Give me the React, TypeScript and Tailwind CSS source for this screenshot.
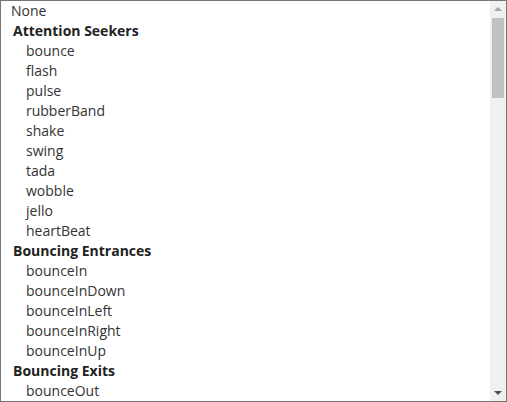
import React from 'react';

type Group = { label: string; items: string[] };

const groups: Group[] = [
  {
    label: 'Attention Seekers',
    items: ['bounce', 'flash', 'pulse', 'rubberBand', 'shake', 'swing', 'tada', 'wobble', 'jello', 'heartBeat'],
  },
  {
    label: 'Bouncing Entrances',
    items: ['bounceIn', 'bounceInDown', 'bounceInLeft', 'bounceInRight', 'bounceInUp'],
  },
  {
    label: 'Bouncing Exits',
    items: ['bounceOut'],
  },
];

const App: React.FC = () => {
  return (
    <div className="w-[507px] h-[402px] bg-white">
      <div className="w-full h-full border border-[#767676] flex overflow-hidden font-['Open_Sans',sans-serif] text-[14px] leading-[20px] text-[#333]">
        {/* List */}
        <div className="flex-1 overflow-hidden">
          <div className="pl-[10px]">None</div>
          {groups.map((g) => (
            <div key={g.label}>
              <div className="pl-3 font-bold text-[#222]">{g.label}</div>
              {g.items.map((item) => (
                <div key={item} className="pl-[25px]">
                  {item}
                </div>
              ))}
            </div>
          ))}
        </div>

        {/* Scrollbar */}
        <div className="w-[16px] bg-[#f0f0f0] flex flex-col items-center">
          <div className="h-[16px] flex items-center justify-center">
            <div className="w-0 h-0 border-x-[4px] border-x-transparent border-b-[4px] border-b-[#a3a3a3]" />
          </div>
          <div className="w-[12px] h-[80px] mt-[1px] bg-[#c1c1c1]" />
          <div className="flex-1" />
          <div className="h-[16px] flex items-center justify-center">
            <div className="w-0 h-0 border-x-[4px] border-x-transparent border-t-[4px] border-t-[#505050]" />
          </div>
        </div>
      </div>
    </div>
  );
};

export default App;
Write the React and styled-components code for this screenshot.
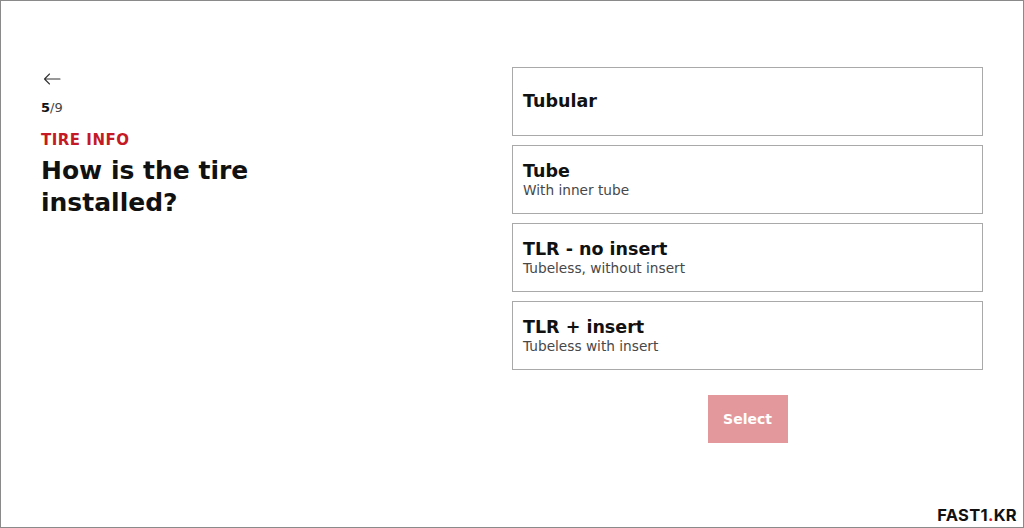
import React from "react";
import styled, { createGlobalStyle } from "styled-components";

const Global = createGlobalStyle`
  html, body { margin: 0; padding: 0; background: #fff; }
  body { font-family: "DejaVu Sans", Verdana, sans-serif; color: #111; }
  * { box-sizing: border-box; }
`;

const Frame = styled.div`
  position: relative;
  width: 1024px;
  height: 528px;
  border: 1px solid #8a8a8a;
  background: #fff;
  overflow: hidden;
`;

const Layout = styled.main`
  display: grid;
  grid-template-columns: 1fr 1fr;
  padding: 66px 40px 0 40px;
`;

const Intro = styled.section`
  display: flex;
  flex-direction: column;
  align-items: flex-start;
  padding-top: 3px;
`;

const BackButton = styled.button`
  display: flex;
  align-items: center;
  justify-content: center;
  width: 20px;
  height: 18px;
  padding: 0;
  margin-left: 1px;
  border: none;
  background: none;
  color: #333;
  cursor: pointer;
`;

const Step = styled.div`
  margin-top: 12px;
  font-size: 13px;
  line-height: 16px;
  color: #444;
  b { color: #111; font-weight: 700; }
`;

const Eyebrow = styled.div`
  margin-top: 15px;
  font-size: 15px;
  line-height: 18px;
  font-weight: 700;
  letter-spacing: 0.5px;
  color: #c41a26;
`;

const Heading = styled.h1`
  margin: 6px 0 0;
  font-size: 25px;
  line-height: 32px;
  font-weight: 700;
  color: #111;
  max-width: 260px;
`;

const Options = styled.section`
  display: flex;
  flex-direction: column;
  gap: 9px;
`;

const OptionCard = styled.button`
  display: flex;
  flex-direction: column;
  justify-content: center;
  align-items: flex-start;
  height: 69px;
  padding: 0 10px;
  border: 1px solid #a9a9a9;
  background: #fff;
  text-align: left;
  font-family: inherit;
  cursor: pointer;
`;

const OptionTitle = styled.span`
  font-size: 17.5px;
  line-height: 21px;
  font-weight: 700;
  color: #111;
`;

const OptionSub = styled.span`
  font-size: 13.7px;
  line-height: 17px;
  color: #484848;
`;

const Actions = styled.div`
  display: flex;
  justify-content: center;
  margin-top: 25px;
`;

const SelectButton = styled.button`
  width: 80px;
  height: 48px;
  border: none;
  background: #e3999c;
  color: #fff;
  font-family: inherit;
  font-size: 14px;
  font-weight: 700;
  cursor: pointer;
`;

const Watermark = styled.div`
  position: absolute;
  right: 6px;
  bottom: 2px;
  font-family: Inter, "Liberation Sans", sans-serif;
  font-size: 16.5px;
  font-weight: 700;
  color: #111;
  letter-spacing: 0.3px;
  span { color: #d4202a; }
`;

const options = [
  { title: "Tubular" },
  { title: "Tube", sub: "With inner tube" },
  { title: "TLR - no insert", sub: "Tubeless, without insert" },
  { title: "TLR + insert", sub: "Tubeless with insert" },
];

export default function App() {
  return (
    <Frame>
      <Global />
      <Layout>
        <Intro>
          <BackButton aria-label="Back">
            <svg width="18" height="12" viewBox="0 0 18 12" fill="none" stroke="currentColor" strokeWidth="1.1" strokeLinecap="round" strokeLinejoin="round">
              <path d="M17 6H1.5M6.5 1L1.5 6l5 5" />
            </svg>
          </BackButton>
          <Step><b>5</b>/9</Step>
          <Eyebrow>TIRE INFO</Eyebrow>
          <Heading>How is the tire installed?</Heading>
        </Intro>
        <div>
          <Options>
            {options.map((o) => (
              <OptionCard key={o.title}>
                <OptionTitle>{o.title}</OptionTitle>
                {o.sub && <OptionSub>{o.sub}</OptionSub>}
              </OptionCard>
            ))}
          </Options>
          <Actions>
            <SelectButton>Select</SelectButton>
          </Actions>
        </div>
      </Layout>
      <Watermark>FAST1<span>.</span>KR</Watermark>
    </Frame>
  );
}
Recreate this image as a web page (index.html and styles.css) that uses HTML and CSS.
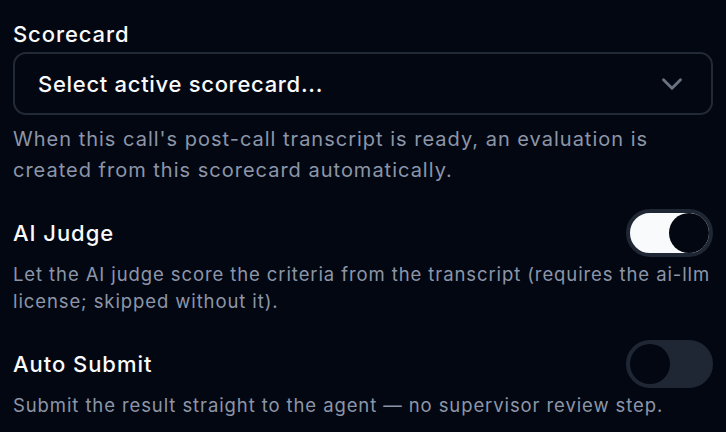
FILE: index.html
```html
<!DOCTYPE html>
<html lang="en">
<head>
<meta charset="utf-8">
<title>Scorecard settings</title>
<link rel="stylesheet" href="styles.css">
</head>
<body>
<div class="panel">
  <section class="field">
    <label class="field-label">Scorecard</label>
    <button class="select" type="button">
      <span class="select-value">Select active scorecard...</span>
      <svg class="chevron" viewBox="0 0 24 24" fill="none" stroke="currentColor" stroke-width="2" stroke-linecap="round" stroke-linejoin="round"><path d="m6 9 6 6 6-6"/></svg>
    </button>
    <p class="help">When this call's post-call transcript is ready, an evaluation is created from this scorecard automatically.</p>
  </section>

  <section class="setting">
    <div class="setting-head">
      <span class="setting-title">AI Judge</span>
      <span class="switch on"><span class="knob"></span></span>
    </div>
    <p class="desc">Let the AI judge score the criteria from the transcript (requires the ai-llm license; skipped without it).</p>
  </section>

  <section class="setting">
    <div class="setting-head">
      <span class="setting-title">Auto Submit</span>
      <span class="switch off"><span class="knob"></span></span>
    </div>
    <p class="desc">Submit the result straight to the agent — no supervisor review step.</p>
  </section>
</div>
</body>
</html>
```
FILE: styles.css
```css
html, body {
  margin: 0;
  padding: 0;
  background: #030712;
}
body {
  font-family: Inter, "Noto Sans", sans-serif;
  color: #f9fafb;
}
.panel {
  padding: 20px 13px 0 13px;
  display: flex;
  flex-direction: column;
}
.field {
  display: flex;
  flex-direction: column;
}
.field-label {
  font-size: 22px;
  font-weight: 500;
  line-height: 28px;
  letter-spacing: 0.9px;
  margin-bottom: 4px;
}
.select {
  display: flex;
  align-items: center;
  justify-content: space-between;
  height: 63px;
  box-sizing: border-box;
  border: 2px solid #232a37;
  border-radius: 13px;
  background: transparent;
  padding: 0 22px 0 23px;
  color: #f9fafb;
  font-family: inherit;
  text-align: left;
  margin: 0;
}
.select-value {
  font-size: 22px;
  font-weight: 500;
  letter-spacing: 0.7px;
}
.chevron {
  width: 34px;
  height: 34px;
  color: #6b7280;
}
.help {
  margin: 9px 0 0 0;
  font-size: 20px;
  line-height: 30.6px;
  letter-spacing: 1px;
  color: #8c96a8;
}
.setting {
  margin-top: 24px;
  display: flex;
  flex-direction: column;
}
.setting + .setting {
  margin-top: 26px;
}
.setting-head {
  display: flex;
  align-items: center;
  justify-content: space-between;
  height: 48px;
}
.setting-title {
  font-size: 22px;
  font-weight: 500;
  letter-spacing: 0.95px;
}
.desc {
  margin: 4px 0 0 0;
  font-size: 18.5px;
  line-height: 26.5px;
  letter-spacing: 0.9px;
  color: #8c96a8;
}
.switch {
  width: 87px;
  height: 48px;
  box-sizing: border-box;
  border: 4px solid #1f2634;
  border-radius: 999px;
  display: flex;
  align-items: center;
}
.switch.on {
  background: #f9fafb;
  justify-content: flex-end;
}
.switch.off {
  background: #1f2634;
  justify-content: flex-start;
}
.knob {
  width: 40px;
  height: 40px;
  border-radius: 50%;
  background: #030712;
}
```
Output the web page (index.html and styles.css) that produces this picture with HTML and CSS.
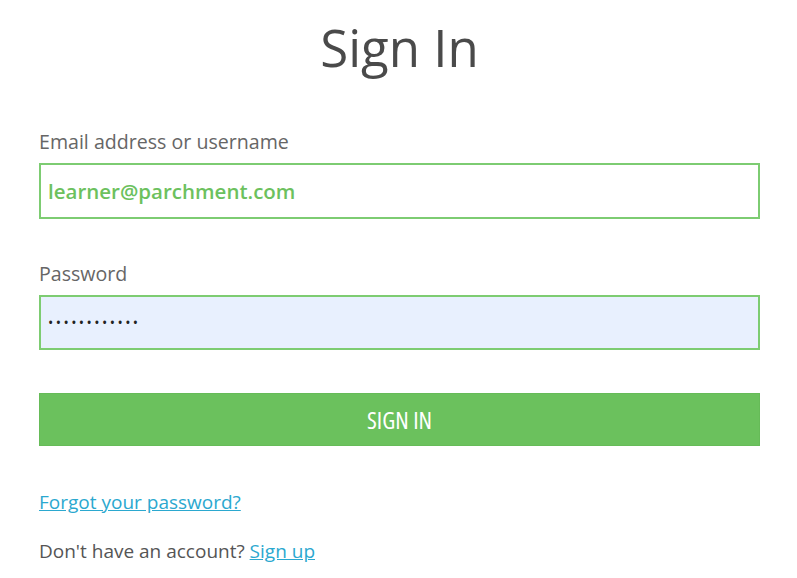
FILE: index.html
```html
<!DOCTYPE html>
<html>
<head>
<meta charset="utf-8">
<link rel="stylesheet" href="styles.css">
</head>
<body>
<main class="page">
  <h1 class="title">Sign In</h1>
  <form class="form">
    <label class="field">
      <span class="label">Email address or username</span>
      <span class="input input-email">learner@parchment.com</span>
    </label>
    <label class="field">
      <span class="label">Password</span>
      <span class="input input-pass">••••••••••••</span>
    </label>
    <button type="button" class="btn">SIGN IN</button>
  </form>
  <p class="forgot"><a href="#">Forgot your password?</a></p>
  <p class="signup">Don't have an account? <a href="#">Sign up</a></p>
</main>
</body>
</html>
```
FILE: styles.css
```css
* { box-sizing: border-box; }
html, body { margin: 0; padding: 0; background: #fff; }
body { font-family: "Open Sans", "Noto Sans", sans-serif; color: #555; }
.page { padding: 0 37px 0 39px; }
.title {
  margin: 0;
  padding-top: 12px;
  text-align: center;
  font-size: 51px;
  font-weight: 400;
  line-height: 70px;
  color: #4a4a4a;
}
.form { display: flex; flex-direction: column; margin-top: 47px; }
.field { display: flex; flex-direction: column; margin-bottom: 42px; }
.field:last-of-type { margin-bottom: 0; }
.label { font-size: 19.6px; line-height: 26px; color: #666; margin-bottom: 8px; }
.input {
  display: flex; align-items: center;
  height: 56px;
  border: 2px solid #7dcc72;
  padding: 0 7px;
  font-size: 20.5px;
}
.input-email { color: #6cc15e; font-weight: 600; }
.input-pass { background: #e8f0fe; color: #222; font-size: 14px; letter-spacing: 2.45px; height: 55px; }
.btn {
  margin-top: 43px;
  height: 53px;
  border: 1px solid #66bb58;
  background: #6bc15d;
  color: #fff;
  font-family: inherit;
  font-size: 24px;
  font-stretch: condensed;
  padding: 0;
}
.forgot { margin: 43px 0 0; font-size: 19px; line-height: 26px; }
.signup { margin: 23px 0 0; font-size: 19px; line-height: 26px; color: #555; }
a { color: #2ba8cf; text-decoration: underline; }
```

####

**PROBLEM TO SOLVE:**
Repeat exactly the lines from the first line of the records above through the line containing "string; items: string[]", leaving out the pictures.

**RESPONSE:**
Give me the React, TypeScript and Tailwind CSS source for this screenshot.
import React from 'react';

type Group = { label: string; items: string[] };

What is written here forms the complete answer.